Randy Weston, le griot du jazz

Enfin ! Randy Weston vient d’être reconnu pour ce qu’il est depuis des décennies : un monument. Les critiques de jazz répartis aux quatre coins de la planète et que le mensuel Down Beat invite annuellement à concocter un inventaire à la Prévert ont élu Weston au Hall of Fame.

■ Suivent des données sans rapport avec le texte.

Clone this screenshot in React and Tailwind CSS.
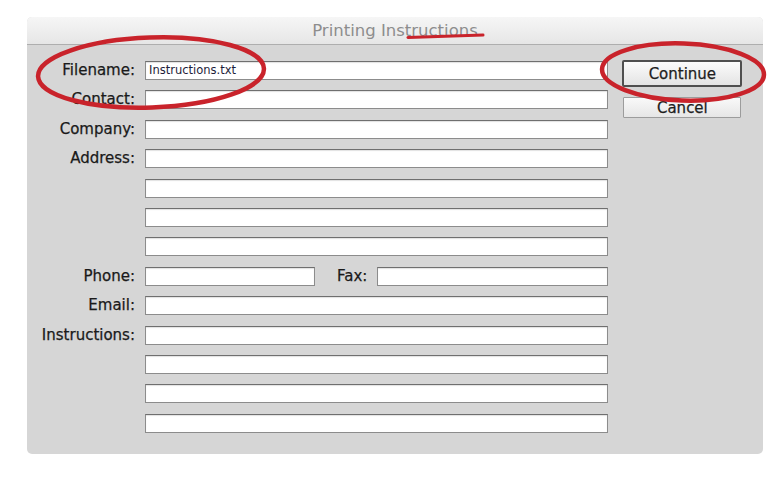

On le répète, mais autrement : il était temps.
Né le 6 avril 1926 sur les hauteurs de Brooklyn, le pianiste, compositeur, arrangeur et historien de l’Afrique est l’archéologue par excellence du jazz depuis le début des années 1950. De cette époque à aujourd’hui, il n’a jamais cessé de faire l’alchimie entre les tambours du Sénégal et du Cameroun, les cordes du Mali, les flûtes marocaines, les chanteurs du fleuve Congo, les traditions soufies, la science des Dogons et le jazz conçu par ses maîtres et amis qu’étaient Duke Ellington et Thelonious Monk.
Cela fait donc 60 ans que Weston, on le répète mais autrement, s’applique à nous rappeler que le jazz est la conséquence, parmi d’autres, d’une spoliation. En clair, qu’il est né en Afrique et non dans les fjords norvégiens, sur les rives du Pô ou à Munich. Cette insistance géographique et cette évidence culturelle sont à l’origine d’une des grandes oeuvres du jazz : The Spirits of Our Ancestors, publiée en 1992 par Antilles.
Pour dire les choses telles qu’elles sont, ce double album est un des dix plus grands enregistrements de l’histoire du jazz. Oui, oui, oui… The Spirits of Our Ancestors fait partie de la catégorie où sont rassemblés, entre autres, les Kind of Blue de Miles Davis, A Love Supreme de John Coltrane, Mingus Ah Um, Monk’s Dream et Urban Bushmen de The Art Ensemble of Chicago. Il est à la fois un aboutissement esthétique et une dissertation sur une longue réflexion.
Aboutissement ? Du milieu des années 1950 jusqu’à aujourd’hui, Weston a fait de longs séjours dans plusieurs pays africains afin d’étudier au plus près leurs us et coutumes musicaux. Cela souligné, on ne sera pas étonné d’apprendre que, pour faire cet album, Weston a fait appel à deux percussionnistes qui entourent le batteur Idris Muhammad. Ce souci pour la diversité des rythmes africains s’est accompagné d’une greffe instrumentale étonnante : il a demandé à Pharoah Sanders et Yassir Chadly de jouer du genbri, du karkaba et du gaita.
À ces messieurs se sont joints de gros canons du jazz : Idrees Sulieman à la trompette, Benny Powell au trombone, Talib Kibwe, Billy Harper, Pharoah Sanders et Dewey Redman aux saxophones, Alex Blake et Jamil Nasser aux contrebasses et… Dizzy Gillespie, le maître renard de la trompette. À lire les noms des artistes invités, on aura compris que Weston et Melba Liston, sa complice pour ce qui a trait à la composition et aux arrangements, ont choisi les africanistes du jazz.
Ce qui a été accompli à la faveur de cette production, Weston n’a pas cessé de l’explorer, de le détailler depuis lors. Sur ses albums Saga, Zep Tepi, The Storyteller, Khepera, Volcano Blues et The Roots of The Blues, Weston continue à nous régaler avec ses récoltes africaines. À cet égard, on doit préciser que sa relation à l’Afrique est loin d’être cantonnée à la stricte sphère musicale. Weston n’a jamais été dans l’exercice de style.
Au contraire, il a toujours eu une inclination marquée, profonde, pour l’Histoire avec un grand H du continent africain. Pour les philosophes, les écrivains, les scientifiques de cet espace où est né, dit-on, le premier homme. En un mot comme en mille, Randy Weston était et reste un homme de la Renaissance. Il était temps de le saluer.
La pianiste et chanteuse Norah Jones va publier un nouvel album enregistré avec Wayne Shorter, Lonnie Smith et Brian Blade pour le compte de l’étiquette Bue Note. Sortie prévue : le 7 octobre prochain. Elle reprend notamment Blowin’ the Blues Away d’Horace Silver et Fleurette africaine de Duke Ellington.
Les organisateurs de la 31e édition du Festi jazz international de Rimouski viennent d’annoncer le changement suivant : le trio du pianiste new-yorkais Kevin Hays va remplacer Neil Cowley, qui a été dans l’obligation d’annuler sa prestation prévue pour le 3 septembre.